» **Data listing**:
## BEGIN

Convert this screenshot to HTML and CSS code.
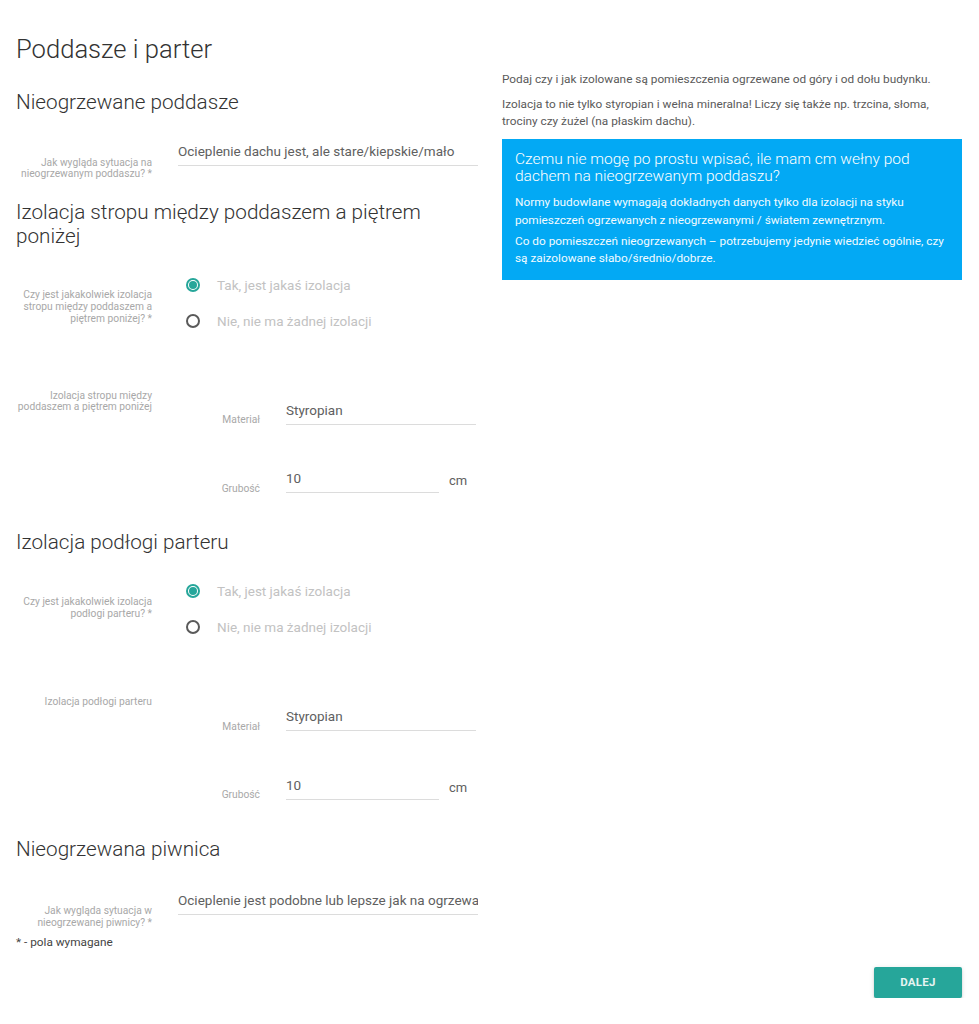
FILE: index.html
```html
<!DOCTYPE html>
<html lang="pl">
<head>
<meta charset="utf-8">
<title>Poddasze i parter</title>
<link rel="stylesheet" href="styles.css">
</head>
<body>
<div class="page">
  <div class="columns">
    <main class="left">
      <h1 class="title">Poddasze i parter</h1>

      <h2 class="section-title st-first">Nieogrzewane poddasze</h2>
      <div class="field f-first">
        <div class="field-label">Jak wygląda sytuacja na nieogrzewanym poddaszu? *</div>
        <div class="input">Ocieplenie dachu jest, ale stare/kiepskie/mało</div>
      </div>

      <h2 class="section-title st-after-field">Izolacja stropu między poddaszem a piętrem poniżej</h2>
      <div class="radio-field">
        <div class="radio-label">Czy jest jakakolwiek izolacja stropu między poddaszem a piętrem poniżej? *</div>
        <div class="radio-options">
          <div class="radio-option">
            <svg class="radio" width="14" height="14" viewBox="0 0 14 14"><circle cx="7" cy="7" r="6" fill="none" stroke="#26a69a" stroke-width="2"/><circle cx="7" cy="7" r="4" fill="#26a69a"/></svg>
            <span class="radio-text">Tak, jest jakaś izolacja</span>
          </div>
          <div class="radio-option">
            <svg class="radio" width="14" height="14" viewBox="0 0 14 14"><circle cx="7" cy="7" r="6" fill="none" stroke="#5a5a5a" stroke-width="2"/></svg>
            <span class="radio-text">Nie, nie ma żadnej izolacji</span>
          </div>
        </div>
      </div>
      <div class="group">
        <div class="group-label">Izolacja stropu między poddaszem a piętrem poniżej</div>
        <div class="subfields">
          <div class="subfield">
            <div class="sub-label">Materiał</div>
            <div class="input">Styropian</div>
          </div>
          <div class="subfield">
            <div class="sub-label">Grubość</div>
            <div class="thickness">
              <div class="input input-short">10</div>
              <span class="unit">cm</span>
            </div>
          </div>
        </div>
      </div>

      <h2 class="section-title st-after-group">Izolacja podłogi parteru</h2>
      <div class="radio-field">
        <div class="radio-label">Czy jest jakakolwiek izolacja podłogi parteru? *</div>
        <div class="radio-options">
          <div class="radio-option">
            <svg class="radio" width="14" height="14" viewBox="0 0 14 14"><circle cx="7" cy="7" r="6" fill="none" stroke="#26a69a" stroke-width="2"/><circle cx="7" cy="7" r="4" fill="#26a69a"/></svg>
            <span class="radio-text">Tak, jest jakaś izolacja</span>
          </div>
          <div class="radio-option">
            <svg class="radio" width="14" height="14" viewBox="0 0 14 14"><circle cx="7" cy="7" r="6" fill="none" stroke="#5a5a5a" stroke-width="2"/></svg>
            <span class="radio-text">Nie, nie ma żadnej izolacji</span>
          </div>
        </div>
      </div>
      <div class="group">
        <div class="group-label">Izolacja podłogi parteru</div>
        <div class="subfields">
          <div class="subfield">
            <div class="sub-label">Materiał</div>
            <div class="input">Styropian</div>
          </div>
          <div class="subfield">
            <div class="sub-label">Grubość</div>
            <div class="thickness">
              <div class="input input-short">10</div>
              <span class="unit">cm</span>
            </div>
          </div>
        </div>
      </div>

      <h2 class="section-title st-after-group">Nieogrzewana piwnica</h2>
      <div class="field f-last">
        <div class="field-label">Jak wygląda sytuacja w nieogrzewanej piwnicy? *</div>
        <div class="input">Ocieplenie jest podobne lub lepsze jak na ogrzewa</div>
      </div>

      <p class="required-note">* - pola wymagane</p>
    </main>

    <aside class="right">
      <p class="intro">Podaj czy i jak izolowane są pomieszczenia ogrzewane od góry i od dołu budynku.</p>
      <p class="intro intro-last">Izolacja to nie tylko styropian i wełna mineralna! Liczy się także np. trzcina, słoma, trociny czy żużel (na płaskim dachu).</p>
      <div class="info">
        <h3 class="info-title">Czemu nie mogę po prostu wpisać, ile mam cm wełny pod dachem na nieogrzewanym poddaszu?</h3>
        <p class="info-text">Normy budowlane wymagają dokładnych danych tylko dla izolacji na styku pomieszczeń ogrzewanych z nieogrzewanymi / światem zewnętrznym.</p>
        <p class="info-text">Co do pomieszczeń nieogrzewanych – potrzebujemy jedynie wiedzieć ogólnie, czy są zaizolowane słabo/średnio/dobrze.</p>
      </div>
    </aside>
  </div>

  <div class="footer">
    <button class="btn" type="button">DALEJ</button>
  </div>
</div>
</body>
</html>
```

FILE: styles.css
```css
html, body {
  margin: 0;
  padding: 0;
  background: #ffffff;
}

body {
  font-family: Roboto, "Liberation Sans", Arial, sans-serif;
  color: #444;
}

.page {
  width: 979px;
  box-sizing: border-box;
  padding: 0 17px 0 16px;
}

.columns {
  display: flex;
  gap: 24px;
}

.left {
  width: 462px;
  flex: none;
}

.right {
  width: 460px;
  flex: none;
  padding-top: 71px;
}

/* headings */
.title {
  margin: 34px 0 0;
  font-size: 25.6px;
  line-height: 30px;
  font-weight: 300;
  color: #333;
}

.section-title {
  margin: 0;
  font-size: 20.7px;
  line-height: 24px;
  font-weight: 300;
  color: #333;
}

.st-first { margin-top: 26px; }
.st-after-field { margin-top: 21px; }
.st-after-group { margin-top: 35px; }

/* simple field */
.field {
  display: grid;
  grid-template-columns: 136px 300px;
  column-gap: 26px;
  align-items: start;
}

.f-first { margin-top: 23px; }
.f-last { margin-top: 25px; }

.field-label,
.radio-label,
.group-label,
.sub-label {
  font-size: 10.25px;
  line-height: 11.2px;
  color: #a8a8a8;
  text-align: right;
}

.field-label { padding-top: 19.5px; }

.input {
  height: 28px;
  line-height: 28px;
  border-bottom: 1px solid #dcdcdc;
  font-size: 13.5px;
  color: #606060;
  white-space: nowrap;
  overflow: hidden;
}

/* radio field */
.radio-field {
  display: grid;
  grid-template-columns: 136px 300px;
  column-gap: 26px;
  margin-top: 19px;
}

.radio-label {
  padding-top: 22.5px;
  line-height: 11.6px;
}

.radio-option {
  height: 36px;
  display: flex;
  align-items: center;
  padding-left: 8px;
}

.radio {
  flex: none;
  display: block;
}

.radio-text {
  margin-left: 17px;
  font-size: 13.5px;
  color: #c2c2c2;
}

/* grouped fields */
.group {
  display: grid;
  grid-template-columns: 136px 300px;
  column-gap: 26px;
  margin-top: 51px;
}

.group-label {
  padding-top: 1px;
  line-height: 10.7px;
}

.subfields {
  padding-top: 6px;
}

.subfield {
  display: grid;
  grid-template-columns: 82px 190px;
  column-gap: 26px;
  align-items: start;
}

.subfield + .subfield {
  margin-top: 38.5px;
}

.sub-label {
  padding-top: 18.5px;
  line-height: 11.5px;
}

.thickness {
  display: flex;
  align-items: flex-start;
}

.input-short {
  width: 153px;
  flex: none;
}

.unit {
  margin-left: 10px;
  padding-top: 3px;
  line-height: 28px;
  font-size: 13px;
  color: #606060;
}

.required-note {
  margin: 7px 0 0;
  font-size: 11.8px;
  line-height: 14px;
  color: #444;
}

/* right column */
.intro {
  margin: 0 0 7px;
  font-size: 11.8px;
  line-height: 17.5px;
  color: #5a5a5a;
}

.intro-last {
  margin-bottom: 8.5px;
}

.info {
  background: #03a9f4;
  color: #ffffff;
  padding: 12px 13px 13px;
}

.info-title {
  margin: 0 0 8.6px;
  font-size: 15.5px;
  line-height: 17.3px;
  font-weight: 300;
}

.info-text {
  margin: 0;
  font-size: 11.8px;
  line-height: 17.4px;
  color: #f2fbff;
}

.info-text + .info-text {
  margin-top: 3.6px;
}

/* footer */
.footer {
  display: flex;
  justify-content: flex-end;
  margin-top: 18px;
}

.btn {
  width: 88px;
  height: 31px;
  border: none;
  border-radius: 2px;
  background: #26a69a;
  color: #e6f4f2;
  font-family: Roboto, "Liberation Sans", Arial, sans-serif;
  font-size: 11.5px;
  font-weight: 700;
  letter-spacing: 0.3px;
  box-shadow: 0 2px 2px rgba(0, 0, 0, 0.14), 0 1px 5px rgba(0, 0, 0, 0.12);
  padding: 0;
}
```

## END
## BEGIN

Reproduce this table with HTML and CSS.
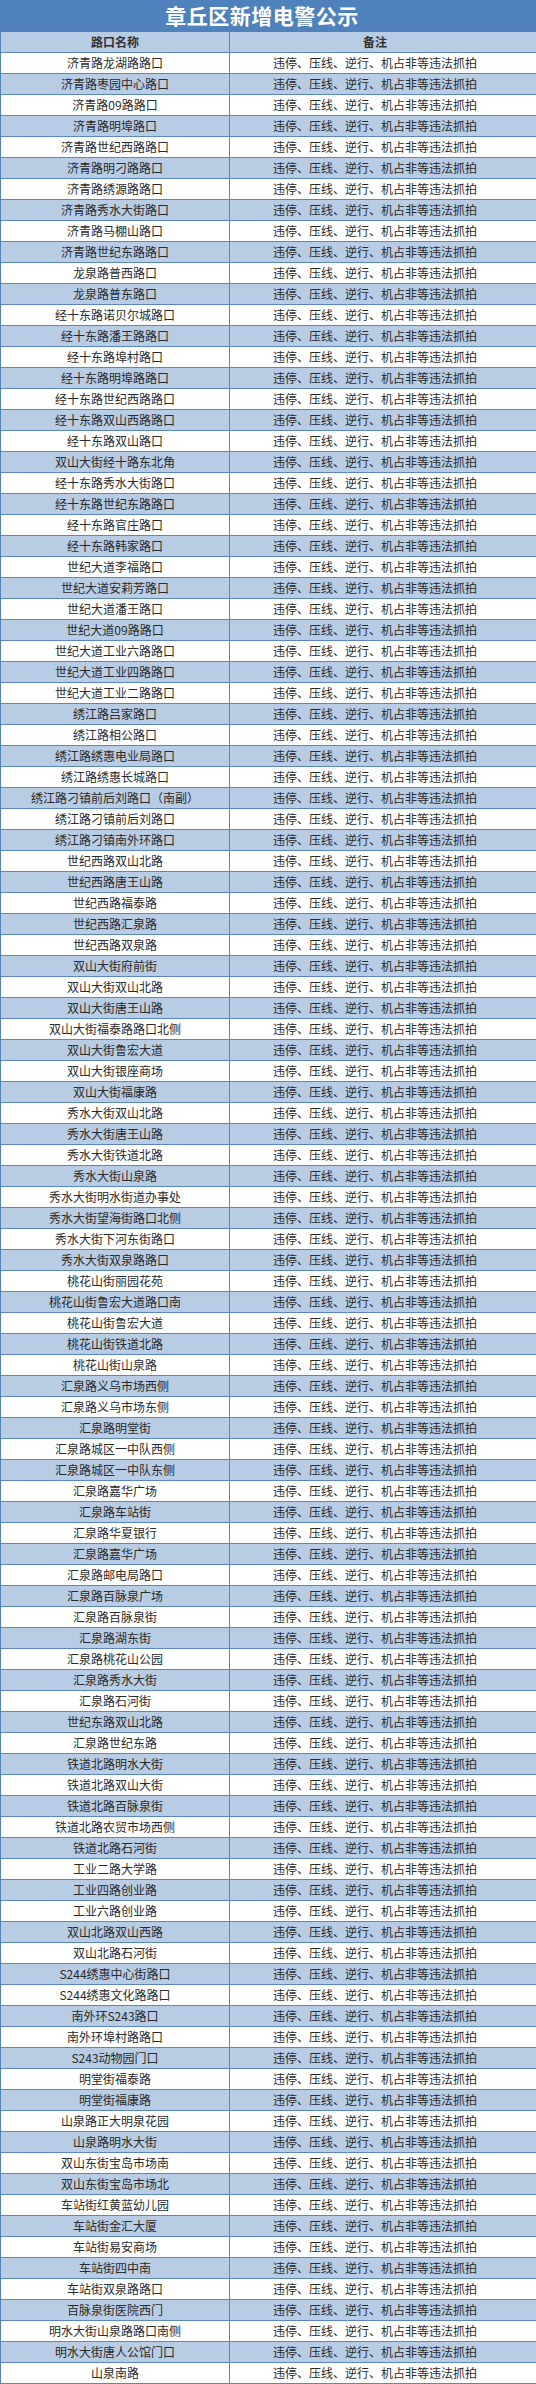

## END

» **Task instructions**: Identify every line holding the word "this" and copy it out.

» **Task result**:
Convert this screenshot to HTML and CSS code.
Reproduce this table with HTML and CSS.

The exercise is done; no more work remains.